Seiden Law celebrates Women’s History Month by reflecting on the contributions of Chief Justice Judith Kaye, New York’s first female chief judge.
In 1958, Kaye received her bachelor’s degree from Barnard College. She first worked as a reporter for the Hudson Dispatch. Then, to pave a path for her career as a foreign correspondent, Kaye received her law degree from the New York University School of Law in 1962. She was one of only ten women in her class of three hundred.
After determining her interests lay in law rather than journalism, Kaye worked as associate at the Manhattan office of Sullivan & Cromwell, and then in Olwine, Connelly, Chase, O’Donnell & Weyher as its first female partner. As a commercial litigator, Kaye represented clients such as the Lionel Corporation, New York Produce Exchange, and Ralston Purina Co. During this time, Kaye served on the New York State Bar Association’s Judicial Selection Committee, Board of Directors of the Legal Aid Society, and the professional ethics committees of the New York State and New York City Bar Associations. Additionally, she was an appointee of the United States Nominating Commission for Judges of the Second Circuit.
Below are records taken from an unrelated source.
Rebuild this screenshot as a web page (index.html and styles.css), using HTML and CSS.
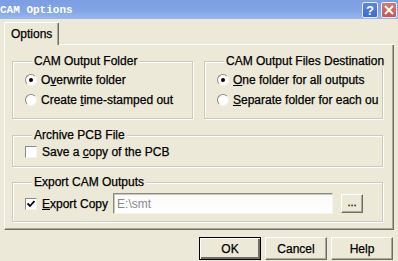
FILE: index.html
```html
<!DOCTYPE html>
<html lang="en">
<head>
    <meta charset="UTF-8">
    <title>CAM Options</title>
    <link rel="stylesheet" href="styles.css">
</head>
<body>
    <div class="window">
        <div class="titlebar">
            <span class="title">CAM Options</span>
            <div class="title-buttons">
                <span class="tb-btn tb-help">?</span>
                <span class="tb-btn tb-close">
                    <svg width="10" height="10" viewBox="0 0 10 10"><path d="M1 1L9 9M9 1L1 9" stroke="#fff" stroke-width="2"/></svg>
                </span>
            </div>
        </div>

        <div class="tabs">
            <div class="tab">Options</div>
            <div class="tab-line"></div>
        </div>

        <div class="panel">
            <div class="row">
                <fieldset class="group">
                    <legend>CAM Output Folder</legend>
                    <label class="option"><span class="radio checked"></span><span>O<u>v</u>erwrite folder</span></label>
                    <label class="option"><span class="radio"></span><span>Create <u>t</u>ime-stamped out</span></label>
                </fieldset>
                <fieldset class="group">
                    <legend>CAM Output Files Destination</legend>
                    <label class="option"><span class="radio checked"></span><span><u>O</u>ne folder for all outputs</span></label>
                    <label class="option"><span class="radio"></span><span><u>S</u>eparate folder for each ou</span></label>
                </fieldset>
            </div>

            <fieldset class="group group-archive">
                <legend>Archive PCB File</legend>
                <label class="option option-short"><span class="check"></span><span>Save a <u>c</u>opy of the PCB</span></label>
            </fieldset>

            <fieldset class="group group-export">
                <legend>Export CAM Outputs</legend>
                <div class="export-row">
                    <label class="option"><span class="check checked">
                        <svg width="8" height="8" viewBox="0 0 8 8"><path d="M0.5 3.5L3 6L7.5 1" fill="none" stroke="#000" stroke-width="1.8"/></svg>
                    </span><span><u>E</u>xport Copy</span></label>
                    <div class="path-input">E:\smt</div>
                    <button class="button button-small">...</button>
                </div>
            </fieldset>
        </div>

        <div class="actions">
            <button class="button button-default">OK</button>
            <button class="button">Cancel</button>
            <button class="button">Help</button>
        </div>
    </div>
</body>
</html>
```

FILE: styles.css
```css
body {
    margin: 0;
    background-color: #ECE9D8;
    font-family: "Liberation Sans", Arial, sans-serif;
    font-size: 12px;
    color: #000;
    -webkit-text-stroke: 0.25px #000;
}
.window {
    width: 398px;
    height: 261px;
    overflow: hidden;
}

/* title bar */
.titlebar {
    height: 19px;
    display: flex;
    align-items: center;
    justify-content: space-between;
    background: linear-gradient(#7b9de2, #83a6e7 60%, #9ab8ee);
}
.title {
    font-family: "Liberation Mono", monospace;
    font-weight: bold;
    font-size: 11px;
    color: #fff;
    -webkit-text-stroke: 0;
    margin-top: 1px;
}
.title-buttons {
    display: flex;
    gap: 3px;
    margin-right: 1px;
    margin-top: 1px;
}
.tb-btn {
    width: 16px;
    height: 16px;
    box-sizing: border-box;
    border: 1px solid #e8eefc;
    border-radius: 2px;
    display: flex;
    align-items: center;
    justify-content: center;
    color: #fff;
    font-weight: bold;
    font-size: 13px;
    -webkit-text-stroke: 0;
}
.tb-help {
    background: linear-gradient(#5a86e0, #3d6ad3);
}
.tb-close {
    background: linear-gradient(#d07a70, #c05a55);
}

/* tabs */
.tabs {
    display: flex;
    margin: 3px 4px 0 4px;
    height: 23px;
}
.tab {
    width: 55px;
    box-sizing: border-box;
    border-top: 1px solid #fff;
    border-left: 1px solid #fff;
    border-right: 1px solid #716f64;
    box-shadow: inset -1px 0 0 #aca899;
    border-radius: 2px 2px 0 0;
    padding: 4px 0 0 6px;
}
.tab-line {
    flex: 1;
    border-bottom: 1px solid #fff;
}

/* main panel */
.panel {
    margin: 0 4px 0 4px;
    padding: 9px 10px 7px 7px;
    border-left: 1px solid #fff;
    border-right: 1px solid #716f64;
    border-bottom: 1px solid #716f64;
    box-shadow: inset -1px -1px 0 #aca899;
}
.row {
    display: grid;
    grid-template-columns: 181px 179px;
    gap: 11px;
}
.group {
    margin: 0;
    min-width: 0;
    padding: 2px 4px 8px 12px;
    border: 1px solid #cdcab9;
    box-shadow: inset 1px 1px 0 #fff, 1px 1px 0 #fff;
}
.group legend {
    padding: 0 2px;
    margin-left: 7px;
    line-height: 14px;
    white-space: nowrap;
    background-color: #ECE9D8;
}
.group-archive {
    margin-top: 9px;
    padding-top: 1px;
    padding-bottom: 5px;
}
.group-export {
    margin-top: 8px;
    padding-top: 4px;
    padding-bottom: 7px;
}

.option {
    display: flex;
    align-items: center;
    gap: 4px;
    height: 20px;
    white-space: nowrap;
}
.option-short {
    height: 18px;
}
.radio {
    flex: none;
    width: 12px;
    height: 12px;
    box-sizing: border-box;
    border-radius: 50%;
    border: 1px solid;
    border-color: #8d8b82 #f4f3ee #f4f3ee #8d8b82;
    background-color: #fff;
    display: flex;
    align-items: center;
    justify-content: center;
}
.radio.checked::after {
    content: '';
    width: 4px;
    height: 4px;
    border-radius: 50%;
    background-color: #000;
}
.check {
    flex: none;
    width: 12px;
    height: 12px;
    box-sizing: border-box;
    border: 1px solid;
    border-color: #8d8b82 #f4f3ee #f4f3ee #8d8b82;
    background-color: #fff;
    display: flex;
    align-items: center;
    justify-content: center;
    margin-right: 1px;
}

.export-row {
    display: flex;
    align-items: center;
    height: 21px;
}
.path-input {
    width: 220px;
    height: 21px;
    box-sizing: border-box;
    margin-left: 5px;
    padding: 3px 3px;
    border: 1px solid;
    border-color: #8d8b82 #f4f3ee #f4f3ee #8d8b82;
    box-shadow: inset 1px 1px 0 #c9c6b8;
    background: linear-gradient(#fafaf8, #fff);
    color: #8a8a8a;
    -webkit-text-stroke: 0;
}

/* buttons */
.button {
    font-family: inherit;
    font-size: 12px;
    color: #000;
    -webkit-text-stroke: 0.25px #000;
    background-color: #ECE9D8;
    width: 62px;
    height: 23px;
    padding: 0;
    border: 1px solid;
    border-color: #fff #716f64 #716f64 #fff;
    box-shadow: inset -1px -1px 0 #aca899;
}
.button-small {
    width: 22px;
    height: 19px;
    margin-left: 8px;
    font-size: 11px;
    line-height: 10px;
    padding-bottom: 4px;
}
.button-default {
    border-color: #000;
    box-shadow: inset 1px 1px 0 #fff, inset -2px -2px 0 #716f64;
}
.actions {
    display: flex;
    justify-content: flex-end;
    gap: 4px;
    margin: 7px 5px 0 0;
}
```
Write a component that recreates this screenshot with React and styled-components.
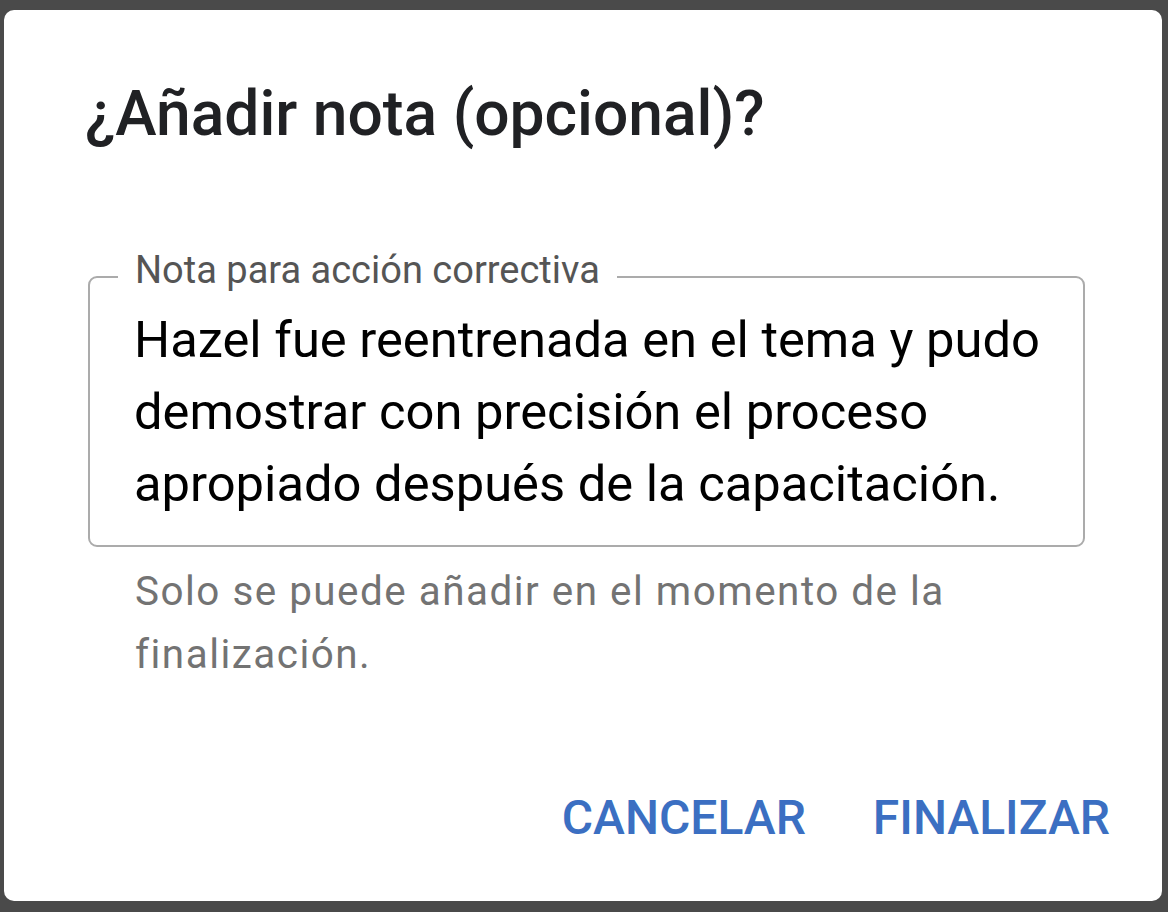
import styled, { createGlobalStyle } from "styled-components";

const Global = createGlobalStyle`
  html, body {
    margin: 0;
    padding: 0;
    background: #4a4a4a;
  }
  body {
    font-family: Roboto, "Noto Sans", sans-serif;
  }
`;

const Page = styled.div`
  width: 1168px;
  height: 912px;
  box-sizing: border-box;
  padding: 10px 6px 11px 4px;
`;

const Dialog = styled.div`
  height: 100%;
  box-sizing: border-box;
  background: #fff;
  border-radius: 10px;
  display: flex;
  flex-direction: column;
  padding: 64px 52px 0 84px;
`;

const Title = styled.h2`
  margin: 0 0 0 -3px;
  font-size: 62.3px;
  font-weight: 500;
  line-height: 80px;
  color: #202124;
`;

const Field = styled.fieldset`
  margin: 97px 25px 0 0;
  padding: 0;
  border: 2px solid #ababab;
  border-radius: 9px;
  min-width: 0;
`;

const Legend = styled.legend`
  margin-left: 28px;
  padding: 0 17px 14px;
  font-size: 38px;
  line-height: 38px;
  color: #555;
`;

const Value = styled.div`
  padding: 1px 30px 25px 44px;
  font-size: 50.7px;
  line-height: 72px;
  color: #000;
`;

const Helper = styled.p`
  margin: 13px 100px 0 47px;
  font-size: 40.4px;
  line-height: 63px;
  letter-spacing: 1.5px;
  color: #737373;
`;

const Actions = styled.div`
  margin-top: auto;
  margin-bottom: 55px;
  display: flex;
  justify-content: flex-end;
  gap: 67px;
`;

const Button = styled.button`
  border: 0;
  background: none;
  padding: 0;
  font-family: Roboto, "Noto Sans", sans-serif;
  font-size: 48px;
  line-height: 56px;
  font-weight: 500;
  color: #3b6fc2;
  cursor: pointer;
`;

export default function App() {
  return (
    <Page>
      <Global />
      <Dialog>
        <Title>¿Añadir nota (opcional)?</Title>
        <Field>
          <Legend>Nota para acción correctiva</Legend>
          <Value>
            Hazel fue reentrenada en el tema y pudo demostrar con precisión el proceso apropiado después de la capacitación.
          </Value>
        </Field>
        <Helper>Solo se puede añadir en el momento de la finalización.</Helper>
        <Actions>
          <Button>CANCELAR</Button>
          <Button>FINALIZAR</Button>
        </Actions>
      </Dialog>
    </Page>
  );
}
New York City Mayor Michael Bloomberg has described Kaye as “one of the most respected judicial innovators of our time.” In 1983, Kaye was appointed as the first women on the New York Court of Appeals. She then broke ground once more when she was appointed as chief judge in 1993. From the bench, Kaye advocated for judicial reform in domestic and family violence and championed women and children’s health issues. Her notable initiatives include improving the functioning of the court system in responding to the modern needs of society.
Chief Justice Kaye’s distinguished 15-year career as a judge is one of the longest in the history of New York. Seiden Law strives to match Kaye’s vision, drive, and creativity in its future endeavors.